You are viewing a plain text version of this content. The canonical link for it is here.
Posted to dev@arrow.apache.org by Weston Pace <we...@gmail.com> on 2023/05/18 17:04:12 UTC

[DISCUSS] Interest in a 12.0.1 patch?

Regrettabl, 12.0.0 had a significant performance regression (I'll take the
blame for not thinking through all the use cases), most easily exposed when
writing datasets from pandas / numpy data, which is being addressed in
[1].  I believe this to be a fairly common use case and it may warrant a
12.0.1 patch.  Are there other issues that would need a patch?  Do we feel
this issue is significant enough to justify the work?

[1] https://github.com/apache/arrow/pull/35565

Re: [DISCUSS] Interest in a 12.0.1 patch?

Posted by Raúl Cumplido <ra...@gmail.com>.
I was planning to start working on the release as soon as the issue
was closed. I've seen there's another issue related to security which
is opened too:
https://github.com/apache/arrow/milestone/54

We probably should also include that one.

El vie, 26 may 2023 a las 17:05, Neal Richardson
(<ne...@gmail.com>) escribió:
>
> Hi all, checking back in about the patch release. Do we have a timeline for
> when we plan to do it?
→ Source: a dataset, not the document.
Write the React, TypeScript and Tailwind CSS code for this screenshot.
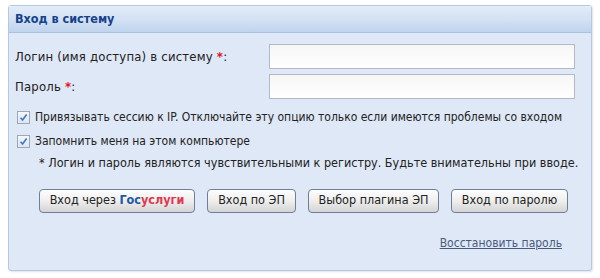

Looks like Weston's PR is about ready to go, and I
> believe that was the last outstanding issue.
>
> Neal
>
> On Fri, May 19, 2023 at 5:30 AM Sutou Kouhei <ko...@clear-code.com> wrote:
>
> > Sure!
> >
> > In <CA...@mail.gmail.com>
> >   "Re: [DISCUSS] Interest in a 12.0.1 patch?" on Fri, 19 May 2023 11:01:52
> > +0200,
> >   Raúl Cumplido <ra...@gmail.com> wrote:
> >
> > > Hi,
> > >
> > > Based on some conversations, I am +1 on creating the 12.0.1 release. I
> > > can work as release manager for the release, I'll need a PMC to sign
> > > and upload packages as usual. Kou, will you be able to help me with
> > > that?
> > >
> > > Thanks,
> > > Raúl
> > >
> > > El jue, 18 may 2023 a las 19:52, Will Jones
> > > (<wi...@gmail.com>) escribió:
> > >>
> > >> Thanks for bringing this up Weston.
> > >>
> > >> Joris has already created a 12.0.1 milestone that contains several fixes
> > >> that are candidates for backport [1], including this one. I think this
> > is
> > >> the most severe issue though.
> > >>
> > >> As a maintainer of the Python deltalake package, which uses the PyArrow
> > >> Parquet writer and is often passed pandas data, I would appreciate a
> > patch
> > >> release.
> > >>
> > >> Best,
> > >>
> > >> Will Jones
> > >>
> > >> [1]
> > >>
> > https://github.com/apache/arrow/issues?q=is%3Aopen+is%3Aissue+milestone%3A12.0.1
> > >>
> > >> On Thu, May 18, 2023 at 10:18 AM Ian Cook <ia...@ursacomputing.com>
> > wrote:
> > >>
> > >> > There is also a major issue with the 12.0.0 R package that has now
> > >> > been fixed in the repo [2] and needs to be resubmitted to CRAN soon.
> > >> > The R package developers are supportive of a 12.0.1 patch release
> > >> > happening soon so that the resubmission of the R package to CRAN can
> > >> > also include the fix for the performance regression you mention.
> > >> >
> > >> > Ian
> > >> >
> > >> > [2] https://github.com/apache/arrow/pull/35612
> > >> >
> > >> > On Thu, May 18, 2023 at 1:04 PM Weston Pace <we...@gmail.com>
> > wrote:
> > >> > >
> > >> > > Regrettabl, 12.0.0 had a significant performance regression (I'll
> > take
> > >> > the
> > >> > > blame for not thinking through all the use cases), most easily
> > exposed
> > >> > when
> > >> > > writing datasets from pandas / numpy data, which is being addressed
> > in
> > >> > > [1].  I believe this to be a fairly common use case and it may
> > warrant a
> > >> > > 12.0.1 patch.  Are there other issues that would need a patch?  Do
> > we
> > >> > feel
> > >> > > this issue is significant enough to justify the work?
> > >> > >
> > >> > > [1] https://github.com/apache/arrow/pull/35565
> > >> >
> >

Re: [DISCUSS] Interest in a 12.0.1 patch?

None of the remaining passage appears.